## Aim of the task
Set the listing down again exactly, please, apart from its pictures.
***** Supplied records *****
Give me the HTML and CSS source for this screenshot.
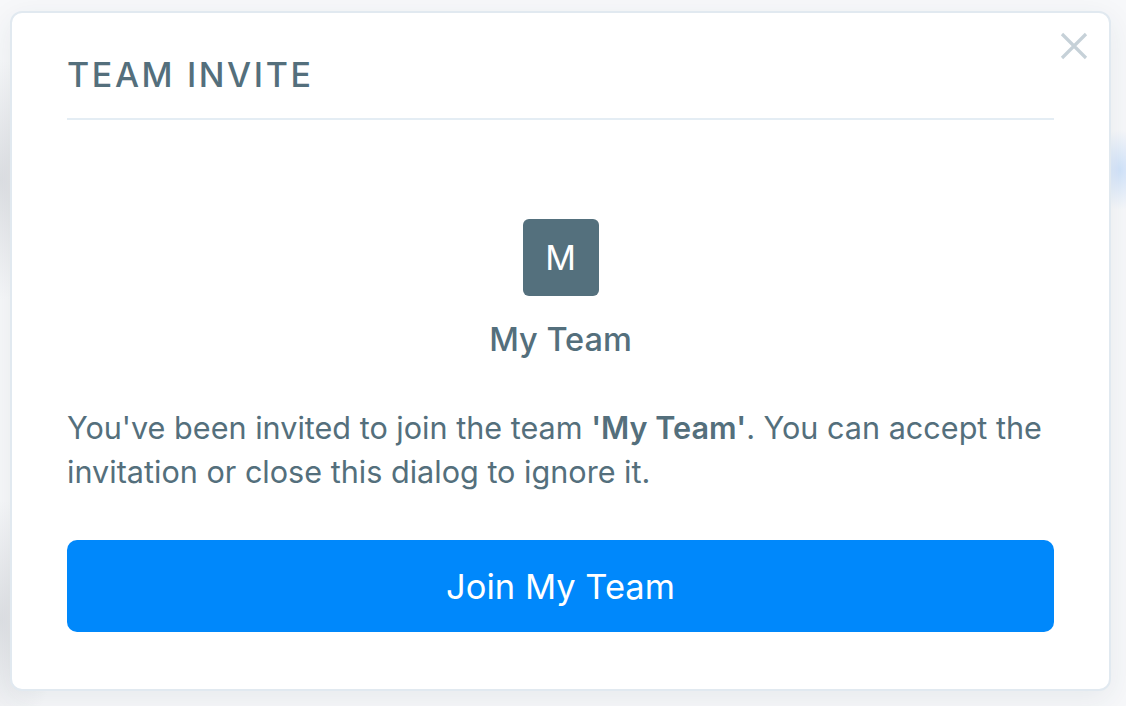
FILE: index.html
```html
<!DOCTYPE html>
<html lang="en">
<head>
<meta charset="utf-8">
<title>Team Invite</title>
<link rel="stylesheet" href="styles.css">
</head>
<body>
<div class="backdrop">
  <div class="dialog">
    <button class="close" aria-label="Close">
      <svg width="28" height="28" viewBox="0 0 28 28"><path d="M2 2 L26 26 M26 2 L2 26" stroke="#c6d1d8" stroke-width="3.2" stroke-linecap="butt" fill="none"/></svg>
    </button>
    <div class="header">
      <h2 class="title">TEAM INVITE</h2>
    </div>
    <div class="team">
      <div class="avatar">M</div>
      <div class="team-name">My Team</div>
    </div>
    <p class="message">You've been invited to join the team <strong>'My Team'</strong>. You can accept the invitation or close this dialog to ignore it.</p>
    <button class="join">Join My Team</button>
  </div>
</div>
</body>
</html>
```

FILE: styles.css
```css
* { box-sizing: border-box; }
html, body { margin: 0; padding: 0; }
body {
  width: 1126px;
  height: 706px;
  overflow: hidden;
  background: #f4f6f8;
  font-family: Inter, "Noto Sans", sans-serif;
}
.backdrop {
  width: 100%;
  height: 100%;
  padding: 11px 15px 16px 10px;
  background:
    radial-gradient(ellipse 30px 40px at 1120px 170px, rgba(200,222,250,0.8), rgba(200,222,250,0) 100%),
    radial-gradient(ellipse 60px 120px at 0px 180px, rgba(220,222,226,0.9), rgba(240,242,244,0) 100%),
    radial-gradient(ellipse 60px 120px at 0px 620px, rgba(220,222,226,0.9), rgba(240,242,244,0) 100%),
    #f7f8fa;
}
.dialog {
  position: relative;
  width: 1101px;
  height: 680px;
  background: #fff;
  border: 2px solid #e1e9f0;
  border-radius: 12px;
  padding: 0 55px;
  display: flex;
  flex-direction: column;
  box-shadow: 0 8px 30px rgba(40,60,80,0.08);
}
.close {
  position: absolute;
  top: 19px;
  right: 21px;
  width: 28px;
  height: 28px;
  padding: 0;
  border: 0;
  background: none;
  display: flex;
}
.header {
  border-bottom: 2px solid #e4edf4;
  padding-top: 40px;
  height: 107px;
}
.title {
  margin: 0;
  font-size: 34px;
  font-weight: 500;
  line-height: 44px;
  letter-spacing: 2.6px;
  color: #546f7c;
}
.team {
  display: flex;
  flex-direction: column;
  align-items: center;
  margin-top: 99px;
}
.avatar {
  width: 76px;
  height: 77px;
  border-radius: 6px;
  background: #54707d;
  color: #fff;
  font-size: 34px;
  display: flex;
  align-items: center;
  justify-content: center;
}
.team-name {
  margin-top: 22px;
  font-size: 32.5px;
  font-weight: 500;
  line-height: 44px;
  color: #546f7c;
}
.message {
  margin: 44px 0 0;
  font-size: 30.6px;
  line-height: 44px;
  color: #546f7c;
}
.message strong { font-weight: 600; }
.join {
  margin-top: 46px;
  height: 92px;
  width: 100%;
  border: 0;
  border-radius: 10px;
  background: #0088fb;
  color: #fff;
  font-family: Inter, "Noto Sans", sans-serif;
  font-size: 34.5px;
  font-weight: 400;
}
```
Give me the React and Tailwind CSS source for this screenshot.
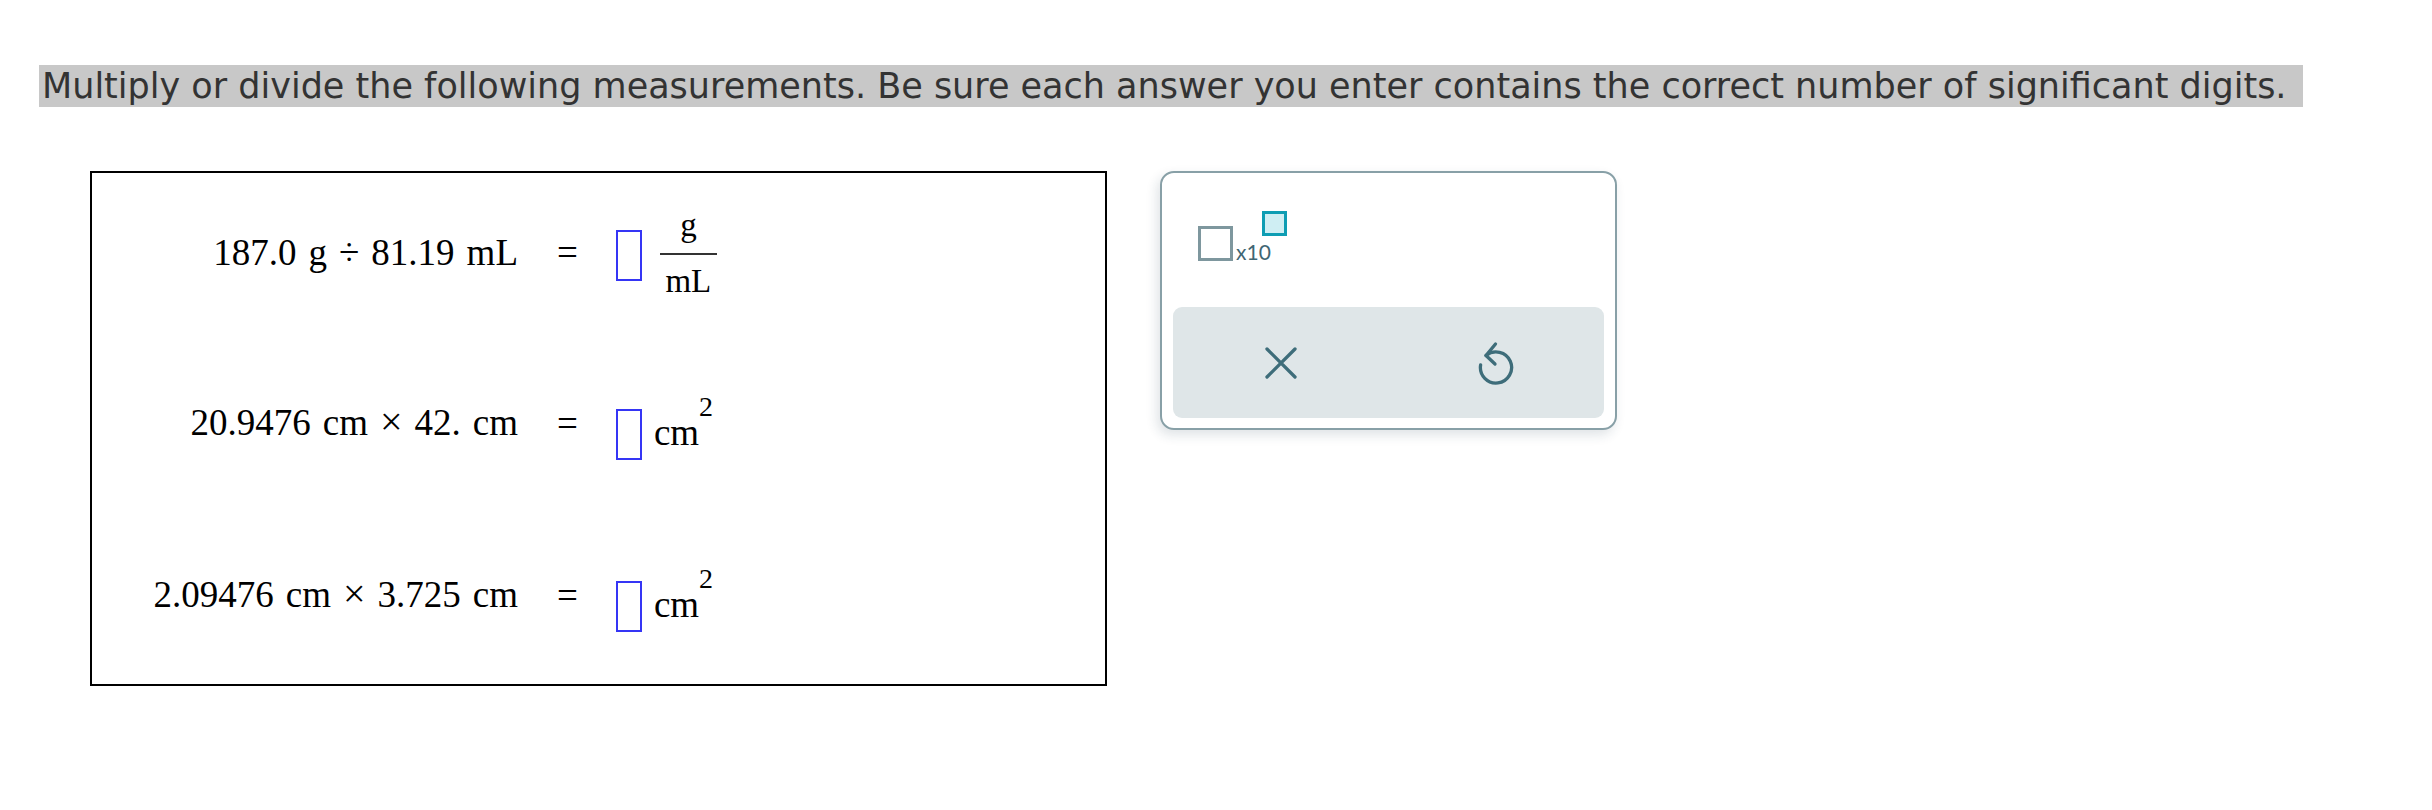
*****
## Answer for this exercise
Give me the HTML and CSS source for this screenshot.
FILE: index.html
```html
<!DOCTYPE html>
<html lang="en">
<head>
<meta charset="utf-8">
<title>Team Invite</title>
<link rel="stylesheet" href="styles.css">
</head>
<body>
<div class="backdrop">
  <div class="dialog">
    <button class="close" aria-label="Close">
      <svg width="28" height="28" viewBox="0 0 28 28"><path d="M2 2 L26 26 M26 2 L2 26" stroke="#c6d1d8" stroke-width="3.2" stroke-linecap="butt" fill="none"/></svg>
    </button>
    <div class="header">
      <h2 class="title">TEAM INVITE</h2>
    </div>
    <div class="team">
      <div class="avatar">M</div>
      <div class="team-name">My Team</div>
    </div>
    <p class="message">You've been invited to join the team <strong>'My Team'</strong>. You can accept the invitation or close this dialog to ignore it.</p>
    <button class="join">Join My Team</button>
  </div>
</div>
</body>
</html>
```

FILE: styles.css
```css
* { box-sizing: border-box; }
html, body { margin: 0; padding: 0; }
body {
  width: 1126px;
  height: 706px;
  overflow: hidden;
  background: #f4f6f8;
  font-family: Inter, "Noto Sans", sans-serif;
}
.backdrop {
  width: 100%;
  height: 100%;
  padding: 11px 15px 16px 10px;
  background:
    radial-gradient(ellipse 30px 40px at 1120px 170px, rgba(200,222,250,0.8), rgba(200,222,250,0) 100%),
    radial-gradient(ellipse 60px 120px at 0px 180px, rgba(220,222,226,0.9), rgba(240,242,244,0) 100%),
    radial-gradient(ellipse 60px 120px at 0px 620px, rgba(220,222,226,0.9), rgba(240,242,244,0) 100%),
    #f7f8fa;
}
.dialog {
  position: relative;
  width: 1101px;
  height: 680px;
  background: #fff;
  border: 2px solid #e1e9f0;
  border-radius: 12px;
  padding: 0 55px;
  display: flex;
  flex-direction: column;
  box-shadow: 0 8px 30px rgba(40,60,80,0.08);
}
.close {
  position: absolute;
  top: 19px;
  right: 21px;
  width: 28px;
  height: 28px;
  padding: 0;
  border: 0;
  background: none;
  display: flex;
}
.header {
  border-bottom: 2px solid #e4edf4;
  padding-top: 40px;
  height: 107px;
}
.title {
  margin: 0;
  font-size: 34px;
  font-weight: 500;
  line-height: 44px;
  letter-spacing: 2.6px;
  color: #546f7c;
}
.team {
  display: flex;
  flex-direction: column;
  align-items: center;
  margin-top: 99px;
}
.avatar {
  width: 76px;
  height: 77px;
  border-radius: 6px;
  background: #54707d;
  color: #fff;
  font-size: 34px;
  display: flex;
  align-items: center;
  justify-content: center;
}
.team-name {
  margin-top: 22px;
  font-size: 32.5px;
  font-weight: 500;
  line-height: 44px;
  color: #546f7c;
}
.message {
  margin: 44px 0 0;
  font-size: 30.6px;
  line-height: 44px;
  color: #546f7c;
}
.message strong { font-weight: 600; }
.join {
  margin-top: 46px;
  height: 92px;
  width: 100%;
  border: 0;
  border-radius: 10px;
  background: #0088fb;
  color: #fff;
  font-family: Inter, "Noto Sans", sans-serif;
  font-size: 34.5px;
  font-weight: 400;
}
```
Give me the React and Tailwind CSS source for this screenshot.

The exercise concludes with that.